Let us recall that the interest rates were reduced during the September and October meetings of the Monetary Policy Council. In September, cuts were made by as much as 75 basis points, and a month ago by 25 basis points. Those Council decisions were, according to Zuber, a “mistake.”
When asked whether there is a political context to be found in today’s decision (the election campaign is over, interest rate cuts are over), the expert states that such a context took place in September and October. – For me, the political context was the interest rate cuts made in recent months. Now the MPC returns to the substantive assessment of the situation – explains Zuber.
Reductions only in mid-2024?
When can we expect a return to interest rate cuts? According to our interlocutor, the cuts should take place in the middle of next year at the earliest. – I would wait until the end of the first half of 2024 to see if inflation starts to rebound. Our reference rate is 5.75%. and if inflation was at 6%, this rate is absolutely not too high – explains Zuber.
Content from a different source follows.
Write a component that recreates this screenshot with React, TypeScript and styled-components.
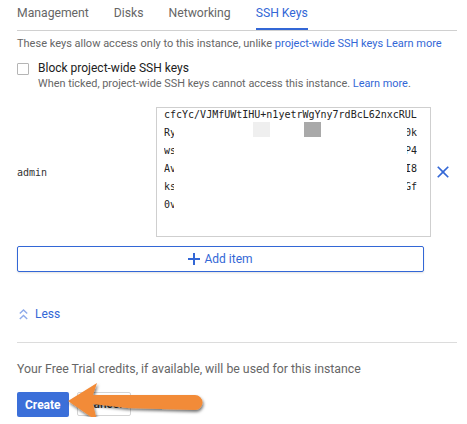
import React from "react";
import styled, { createGlobalStyle } from "styled-components";

const GlobalStyle = createGlobalStyle`
  html, body { margin: 0; padding: 0; background: #ffffff; }
  body { font-family: Roboto, "Noto Sans", Arial, sans-serif; -webkit-font-smoothing: antialiased; }
`;

const BLUE = "#3367d6";

const Page = styled.div`
  width: 440px;
  padding-left: 17px;
  color: #666;
`;

const TabBar = styled.div`
  display: flex;
  gap: 25px;
  border-bottom: 1px solid #d0d0d0;
`;

const Tab = styled.div<{ $active?: boolean }>`
  font-size: 12.2px;
  line-height: 15px;
  padding: 6px 0 7px;
  color: ${(p) => (p.$active ? BLUE : "#666")};
  border-bottom: 2px solid ${(p) => (p.$active ? BLUE : "transparent")};
`;

const Intro = styled.p`
  margin: 5px 0 0;
  font-size: 11px;
  line-height: 16px;
  color: #666;
`;

const Link = styled.span`
  color: ${BLUE};
`;

const CheckRow = styled.div`
  display: flex;
  align-items: flex-start;
  gap: 9px;
  margin-top: 11px;
`;

const Checkbox = styled.span`
  width: 10px;
  height: 10px;
  border: 1px solid #b5b5b5;
  border-radius: 1px;
  flex: none;
`;

const CheckText = styled.div`
  display: flex;
  flex-direction: column;
`;

const CheckLabel = styled.div`
  font-size: 12px;
  line-height: 15px;
  color: #212121;
  margin-top: -2px;
`;

const Hint = styled.div`
  font-size: 10.9px;
  line-height: 16px;
  color: #666;
`;

const KeyRow = styled.div`
  display: flex;
  align-items: center;
  margin-top: 15px;
`;

const UserLabel = styled.div`
  width: 139px;
  flex: none;
  padding-top: 1px;
  font-family: "DejaVu Sans Mono", monospace;
  font-size: 10px;
  color: #333;
`;

const KeyBox = styled.div`
  position: relative;
  width: 266px;
  height: 128px;
  border: 1px solid #cfcfcf;
  overflow: hidden;
  flex: none;
  padding-left: 7px;
  box-sizing: content-box;
  font-family: "DejaVu Sans Mono", monospace;
  font-size: 10px;
  line-height: 18px;
  color: #222;
`;

const KeyLines = styled.div`
  margin-top: -2px;
  width: 253px;
`;

const KeyLine = styled.div`
  display: flex;
  justify-content: space-between;
  height: 18px;
  white-space: pre;
`;

const ClipStart = styled.span`
  width: 10px;
  overflow: hidden;
`;

const ClipEnd = styled.span`
  display: flex;
  justify-content: flex-end;
  width: 10px;
  overflow: hidden;
`;

const Smudge = styled.div<{ $tone: string }>`
  position: absolute;
  top: 14px;
  width: 17px;
  height: 15px;
  background: ${(p) => p.$tone};
`;

const RemoveButton = styled.button`
  display: flex;
  margin-left: 2px;
  padding: 0;
  border: 0;
  background: none;
  color: ${BLUE};
`;

const AddButton = styled.button`
  display: flex;
  align-items: center;
  justify-content: center;
  gap: 4px;
  width: 407px;
  height: 26px;
  margin-top: 9px;
  padding: 0;
  border: 1px solid ${BLUE};
  border-radius: 2px;
  background: #fff;
  box-shadow: 0 1px 2px rgba(0, 0, 0, 0.12);
  font-family: Roboto, Arial, sans-serif;
  font-size: 12px;
  color: ${BLUE};
`;

const LessToggle = styled.div`
  display: flex;
  align-items: center;
  gap: 7px;
  margin-top: 34px;
  padding-left: 2px;
  font-size: 12px;
  line-height: 16px;
  color: ${BLUE};
`;

const Divider = styled.hr`
  margin: 20px 0 0;
  border: 0;
  border-top: 1px solid #dcdcdc;
`;

const Note = styled.p`
  margin: 18px 0 0;
  font-size: 12.3px;
  line-height: 16px;
  color: #666;
`;

const Actions = styled.div`
  position: relative;
  display: flex;
  gap: 8px;
  margin-top: 15px;
`;

const PrimaryButton = styled.button`
  height: 25px;
  padding: 0 8px;
  border: 0;
  border-radius: 2px;
  background: #3b6fd9;
  color: #fff;
  font-family: Roboto, Arial, sans-serif;
  font-size: 12px;
  font-weight: 700;
`;

const SecondaryButton = styled.button`
  height: 24px;
  padding: 0 8px;
  border: 1px solid #d4d4d4;
  border-radius: 2px;
  background: #fff;
  color: #333;
  font-family: Roboto, Arial, sans-serif;
  font-size: 12px;
  font-weight: 500;
`;

const ArrowOverlay = styled.svg`
  position: absolute;
  left: 50px;
  top: -12px;
  overflow: visible;
`;

const keyLines: Array<[string, string]> = [
  ["Ry", "0k"],
  ["ws", "P4"],
  ["Av", "I8"],
  ["ks", "Gf"],
  ["0v", ""],
];

export default function App() {
  return (
    <>
      <GlobalStyle />
      <Page>
        <TabBar>
          <Tab>Management</Tab>
          <Tab>Disks</Tab>
          <Tab>Networking</Tab>
          <Tab $active>SSH Keys</Tab>
        </TabBar>
        <Intro>
          These keys allow access only to this instance, unlike{" "}
          <Link>project-wide SSH keys</Link> <Link>Learn more</Link>
        </Intro>
        <CheckRow>
          <Checkbox />
          <CheckText>
            <CheckLabel>Block project-wide SSH keys</CheckLabel>
            <Hint>
              When ticked, project-wide SSH keys cannot access this instance.{" "}
              <Link>Learn more</Link>.
            </Hint>
          </CheckText>
        </CheckRow>
        <KeyRow>
          <UserLabel>admin</UserLabel>
          <KeyBox>
            <KeyLines>
              <KeyLine>cfcYc/VJMfUWtIHU+n1yetrWgYny7rdBcL62nxcRUL</KeyLine>
              {keyLines.map(([start, end], i) => (
                <KeyLine key={i}>
                  <ClipStart>{start}</ClipStart>
                  <ClipEnd>{end}</ClipEnd>
                </KeyLine>
              ))}
            </KeyLines>
            <Smudge $tone="#efefef" style={{ left: 96 }} />
            <Smudge $tone="#a9a9a9" style={{ left: 147 }} />
          </KeyBox>
          <RemoveButton aria-label="Remove">
            <svg width="20" height="20" viewBox="0 0 24 24" fill="currentColor">
              <path d="M19 6.41L17.59 5 12 10.59 6.41 5 5 6.41 10.59 12 5 17.59 6.41 19 12 13.41 17.59 19 19 17.59 13.41 12z" />
            </svg>
          </RemoveButton>
        </KeyRow>
        <AddButton>
          <svg width="12" height="12" viewBox="0 0 12 12" fill="currentColor">
            <rect x="0" y="5" width="12" height="2" />
            <rect x="5" y="0" width="2" height="12" />
          </svg>
          Add item
        </AddButton>
        <LessToggle>
          <svg width="9" height="11" viewBox="0 0 9 11" fill="none" stroke="#8eaaea" strokeWidth="1.4">
            <polyline points="0.8,4.5 4.5,1 8.2,4.5" />
            <polyline points="0.8,10 4.5,6.5 8.2,10" />
          </svg>
          Less
        </LessToggle>
        <Divider />
        <Note>Your Free Trial credits, if available, will be used for this instance</Note>
        <Actions>
          <PrimaryButton>Create</PrimaryButton>
          <SecondaryButton>Cancel</SecondaryButton>
          <ArrowOverlay width="150" height="46" viewBox="0 0 150 46">
            <defs>
              <filter id="arrowShadow" x="-20%" y="-30%" width="140%" height="170%">
                <feDropShadow dx="1" dy="2" stdDeviation="1.6" floodColor="#000" floodOpacity="0.55" />
              </filter>
            </defs>
            <path
              d="M1 21 L30 3 L26 15 L128 15 A7.5 7.5 0 0 1 128 30 L60 28 L26 24 L30 41 Z"
              fill="#f28b38"
              filter="url(#arrowShadow)"
            />
          </ArrowOverlay>
        </Actions>
      </Page>
    </>
  );
}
– I would refrain from reducing interest rates for at least six months, unless something happens that would reduce inflation well below 5%, close to the inflation target – he adds.
Inflation below 5 percent?
The economist predicts that at the end of the year inflation will reach 6%. In the first quarter, if the anti-inflation shield is maintained, it is likely to fall below 5%. According to Zuber, what is important is what will happen in the following months.
– The question is what will happen next, will inflation rebound? The fact that it is falling today is primarily the result of falling raw material prices, falling food prices worldwide, the base effect and, in part, interest rate increases and the fact that we have had a real decline in wages for a year. Next year, no further reductions in raw material prices should be expected, no further decline in food prices should be expected, and the base effect will work in the opposite direction – explains the interlocutor of Wprost.pl.
– By deciding on the level of interest rates now, we influence what will happen in two or three quarters, i.e. in this critical period. That’s why I wouldn’t lower interest rates – he adds.